What you should do
Show every line where "styles" occurs.

Record list
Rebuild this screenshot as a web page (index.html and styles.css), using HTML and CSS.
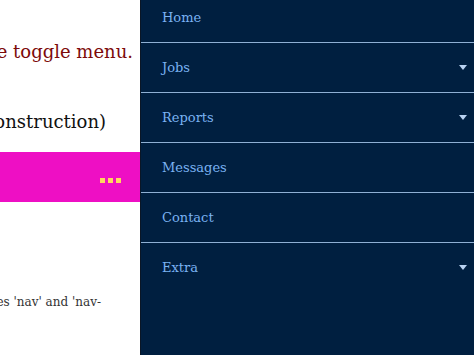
FILE: index.html
```html
<!DOCTYPE html>
<html>
<head>
<meta charset="utf-8">
<link rel="stylesheet" href="styles.css">
</head>
<body>
<div class="page">
  <main class="main">
    <div class="line title"><span>Click the button to see the toggle menu.</span></div>
    <div class="line subtitle"><span>Navigation (Under construction)</span></div>
    <div class="bar">
      <div class="dots"><i></i><i></i><i></i></div>
    </div>
    <div class="line note"><span>This example uses classes 'nav' and 'nav-</span></div>
  </main>
  <nav class="nav">
    <div class="item"><span>Home</span></div>
    <div class="item"><span>Jobs</span><b class="caret"></b></div>
    <div class="item"><span>Reports</span><b class="caret"></b></div>
    <div class="item"><span>Messages</span></div>
    <div class="item"><span>Contact</span></div>
    <div class="item last"><span>Extra</span><b class="caret"></b></div>
  </nav>
</div>
</body>
</html>
```
FILE: styles.css
```css
html, body {
  margin: 0;
  padding: 0;
  height: 100%;
  background: #ffffff;
}
body {
  font-family: "DejaVu Serif", "Liberation Serif", serif;
}
.page {
  display: flex;
  height: 355px;
  overflow: hidden;
}
.main {
  width: 140px;
  flex: none;
  overflow: hidden;
  background: #ffffff;
}
.line {
  display: flex;
  justify-content: flex-end;
  white-space: nowrap;
}
.title {
  color: #7d0a0a;
  font-size: 18px;
  padding-right: 7px;
  margin-top: 40px;
  height: 24px;
  line-height: 24px;
}
.subtitle {
  color: #111111;
  font-size: 18px;
  padding-right: 34px;
  margin-top: 46px;
  height: 24px;
  line-height: 24px;
}
.bar {
  margin-top: 18px;
  height: 50px;
  background: #ee0fc4;
  display: flex;
  justify-content: flex-end;
  align-items: center;
  padding-right: 19px;
}
.dots {
  display: flex;
  gap: 3px;
  margin-top: 6px;
}
.dots i {
  display: block;
  width: 5px;
  height: 5px;
  background: #ffd75e;
}
.note {
  color: #333333;
  font-size: 12px;
  padding-right: 39px;
  margin-top: 92px;
  height: 16px;
  line-height: 16px;
}
.nav {
  flex: 1;
  background: #001f40;
  border-left: 1px solid #0a1626;
  margin-top: -7px;
}
.item {
  height: 49px;
  border-bottom: 1px solid #8fb0d4;
  display: flex;
  align-items: center;
  justify-content: space-between;
  padding: 0 7px 0 21px;
  color: #7ab2f2;
  font-size: 13px;
}
.item.last {
  border-bottom: none;
}
.caret {
  width: 0;
  height: 0;
  border-left: 4px solid transparent;
  border-right: 4px solid transparent;
  border-top: 5px solid #b9d3f2;
}
```
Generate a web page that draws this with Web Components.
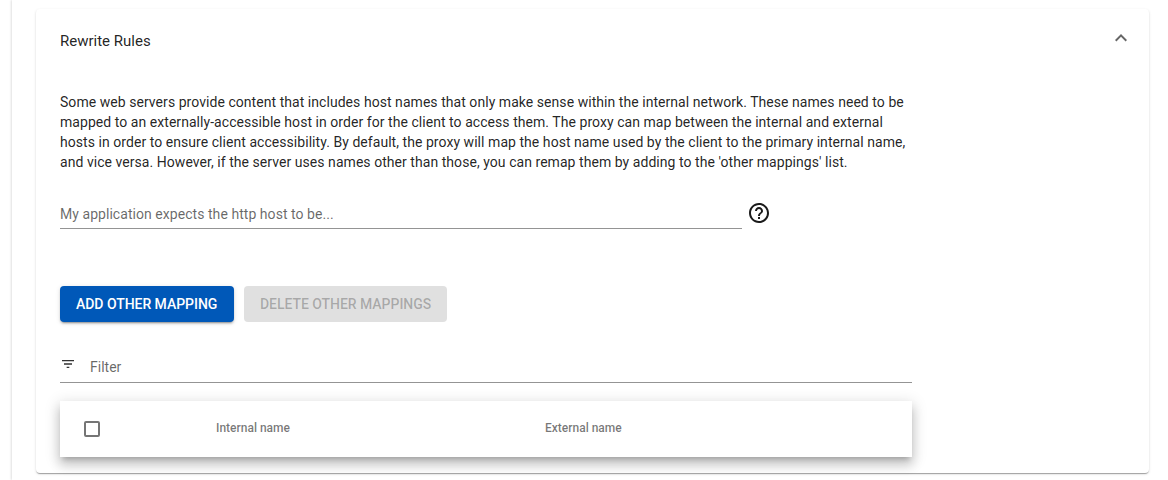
<!DOCTYPE html>
<html>
<head>
<meta charset="utf-8">
<style>
    html, body { margin: 0; height: 100%; overflow: hidden; background: #fff; font-family: Roboto, "Liberation Sans", sans-serif; }
</style>
</head>
<body>
<page-shell>
    <expansion-panel title="Rewrite Rules">
        <p>Some web servers provide content that includes host names that only make sense within the internal network. These names need to be mapped to an externally-accessible host in order for the client to access them. The proxy can map between the internal and external hosts in order to ensure client accessibility. By default, the proxy will map the host name used by the client to the primary internal name, and vice versa. However, if the server uses names other than those, you can remap them by adding to the 'other mappings' list.</p>
        <host-field placeholder="My application expects the http host to be..."></host-field>
        <action-bar></action-bar>
        <filter-field></filter-field>
        <mapping-table></mapping-table>
    </expansion-panel>
</page-shell>

<script>
class PageShell extends HTMLElement {
    constructor() {
        super();
        this.attachShadow({ mode: "open" });
        this.shadowRoot.innerHTML = `
        <style>
            :host {
                display: block;
                margin-left: 12px;
                height: 480px;
                padding: 9px 19px 0 24px;
                box-sizing: border-box;
                background: #fff;
                box-shadow: -1px 0 2px rgba(0,0,0,.12);
            }
        </style>
        <slot></slot>
        `;
    }
}

class ExpansionPanel extends HTMLElement {
    constructor() {
        super();
        this.attachShadow({ mode: "open" });
        this.shadowRoot.innerHTML = `
        <style>
            :host {
                display: block;
                height: 464px;
                box-sizing: border-box;
                border-radius: 4px;
                background: #fff;
                color: rgba(0,0,0,.87);
                box-shadow: 0 2px 1px -1px rgba(0,0,0,.2), 0 1px 1px 0 rgba(0,0,0,.14), 0 1px 3px 0 rgba(0,0,0,.12);
            }
            header {
                height: 64px;
                padding: 0 24px;
                display: flex;
                align-items: center;
                justify-content: space-between;
                font-size: 15px;
            }
            svg { display: block; margin-right: -8px; margin-top: -6px; }
            .body {
                padding: 19px 24px 0;
                width: 852px;
            }
        </style>
        <header>
            <span>${this.getAttribute("title")}</span>
            <svg width="24" height="24" viewBox="0 0 24 24" fill="#666"><path d="M7.41 15.41 12 10.83l4.59 4.58L18 14l-6-6-6 6z"/></svg>
        </header>
        <div class="body"><slot></slot></div>
        `;
    }
}

class HostField extends HTMLElement {
    constructor() {
        super();
        this.attachShadow({ mode: "open" });
        this.shadowRoot.innerHTML = `
        <style>
            :host { display: flex; align-items: flex-start; margin-top: 20px; }
            .input {
                width: 682px;
                height: 37px;
                box-sizing: border-box;
                border-bottom: 1px solid #949494;
                font-size: 14px;
                line-height: 20px;
                letter-spacing: .05px;
                padding-top: 12px;
                color: rgba(0,0,0,.6);
            }
            svg { display: block; margin: 9px 0 0 5px; }
        </style>
        <div class="input">${this.getAttribute("placeholder")}</div>
        <svg width="24" height="24" viewBox="0 0 24 24" fill="#1a1a1a"><path d="M11 18h2v-2h-2v2zm1-16C6.48 2 2 6.48 2 12s4.48 10 10 10 10-4.48 10-10S17.52 2 12 2zm0 18c-4.41 0-8-3.59-8-8s3.59-8 8-8 8 3.59 8 8-3.59 8-8 8zm0-14c-2.21 0-4 1.79-4 4h2c0-1.1.9-2 2-2s2 .9 2 2c0 2-3 1.75-3 5h2c0-2.25 3-2.5 3-5 0-2.21-1.79-4-4-4z"/></svg>
        `;
    }
}

class ActionBar extends HTMLElement {
    constructor() {
        super();
        this.attachShadow({ mode: "open" });
        this.shadowRoot.innerHTML = `
        <style>
            :host { display: flex; gap: 10px; margin-top: 57px; }
            button {
                height: 36px;
                padding: 0 0 0 16px;
                border: 0;
                border-radius: 4px;
                font: 500 14px/36px Roboto, sans-serif;
                letter-spacing: -.04px;
                text-align: left;
                text-transform: uppercase;
            }
            .primary {
                width: 174px;
                background: #0058b8;
                color: #fff;
                box-shadow: 0 3px 1px -2px rgba(0,0,0,.2), 0 2px 2px 0 rgba(0,0,0,.14), 0 1px 5px 0 rgba(0,0,0,.12);
            }
            .off { width: 203px; background: #e0e0e0; color: rgba(0,0,0,.26); }
        </style>
        <button class="primary">Add other mapping</button>
        <button class="off" disabled>Delete other mappings</button>
        `;
    }
}

class FilterField extends HTMLElement {
    constructor() {
        super();
        this.attachShadow({ mode: "open" });
        this.shadowRoot.innerHTML = `
        <style>
            :host {
                display: flex;
                align-items: center;
                height: 37px;
                margin-top: 24px;
                box-sizing: border-box;
                border-bottom: 1px solid #949494;
                font-size: 14px;
                color: rgba(0,0,0,.6);
            }
            svg { display: block; }
            span { margin-left: 14px; padding-top: 5px; }
        </style>
        <svg width="16" height="16" viewBox="0 0 24 24" fill="#333"><path d="M10 18h4v-2h-4v2zM3 6v2h18V6H3zm3 7h12v-2H6v2z"/></svg>
        <span>Filter</span>
        `;
    }
}

class MappingTable extends HTMLElement {
    constructor() {
        super();
        this.attachShadow({ mode: "open" });
        this.shadowRoot.innerHTML = `
        <style>
            :host {
                display: grid;
                grid-template-columns: 156px 329px 1fr;
                align-items: center;
                height: 56px;
                margin-top: 18px;
                background: #fff;
                font-size: 12px;
                font-weight: 500;
                color: rgba(0,0,0,.54);
                box-shadow: 0 5px 5px -3px rgba(0,0,0,.2), 0 8px 10px 1px rgba(0,0,0,.14), 0 3px 14px 2px rgba(0,0,0,.12);
            }
            .box {
                width: 12px;
                height: 12px;
                margin: 0 0 0 24px;
                border: 2px solid rgba(0,0,0,.54);
                border-radius: 2px;
            }
            span { margin-top: -2px; }
        </style>
        <div class="box"></div>
        <span>Internal name</span>
        <span>External name</span>
        `;
    }
}

customElements.define("page-shell", PageShell);
customElements.define("expansion-panel", ExpansionPanel);
customElements.define("host-field", HostField);
customElements.define("action-bar", ActionBar);
customElements.define("filter-field", FilterField);
customElements.define("mapping-table", MappingTable);
</script>
<style>
    expansion-panel p { margin: 0; font-size: 14px; line-height: 20px; letter-spacing: .05px; }
</style>
</body>
</html>
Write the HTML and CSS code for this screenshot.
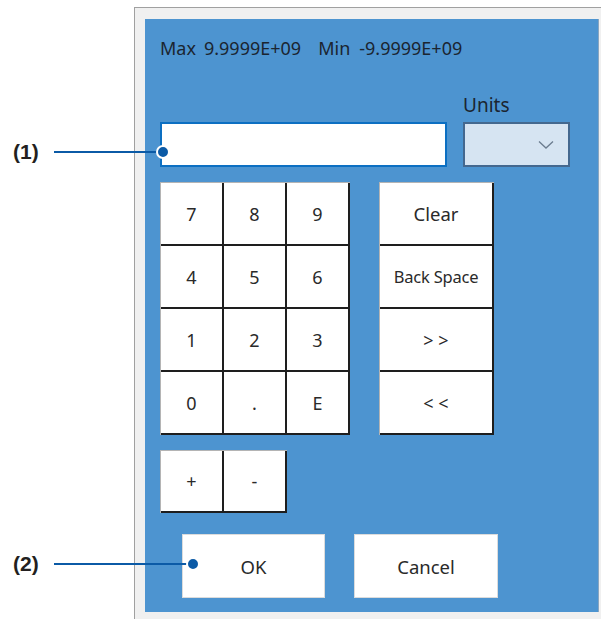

The solution
Rebuild this screenshot as a web page (index.html and styles.css), using HTML and CSS.
<link rel="stylesheet" href="styles.css">
FILE: styles.css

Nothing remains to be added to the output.